What to do if you receive a tenant estoppel letter
If you receive a tenant estoppel agreement, don’t just sign it without thinking, as this could set you up for legal consequences or misunderstandings down the road. The best thing is to check the terms of your lease, which will tell you when you are required to complete the certificate by, or even if you have to sign it at all. Do your due diligence and thoroughly read through the terms outlined to check for any inconsistencies. You’ll want to check for any and all agreements you have made with your landlord that were never written down or recorded, and then ensure they are included in the tenant estoppel certificate.

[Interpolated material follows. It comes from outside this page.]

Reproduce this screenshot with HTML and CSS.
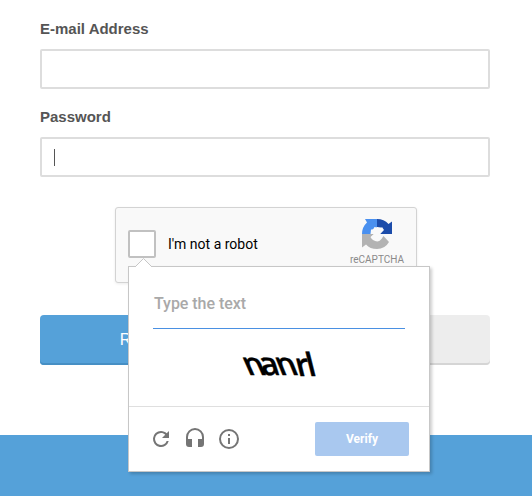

Be sure not to immediately sign an estoppel without ensuring that you are comfortable and aware of everything it states. Signing an estoppel could effectively over-ride or interfere with your original lease agreement, which means that if you sign thinking that your rights are covered by what was stated in the lease, you might be in for a nasty surprise. You could forfeit some of your rights as a tenant, so unless you are completely comfortable and certain of the clauses included in the estoppel, don’t just sign your rights away!
Be aware of estoppels that modify or add any additional terms not already agreed upon. There have been instances of estoppels that waive rights to lease renewals, change the rent due date or amount, and even state that work has been completed by a landlord when it has not. These are all instances that show why you should never sign without understanding fully what you are agreeing to. Remember, once the contract is signed, it is legally binding.
A tenant estoppel most often comes up during the due diligence stage of the acquisition of commercial real estate, or during the underwriting process. Lenders and investors need to understand the full extent of relationships with tenants. Still, it’s also equally important for tenants, particularly long term tenants, as it ensures that the terms of the deal are understood and met by everyone involved.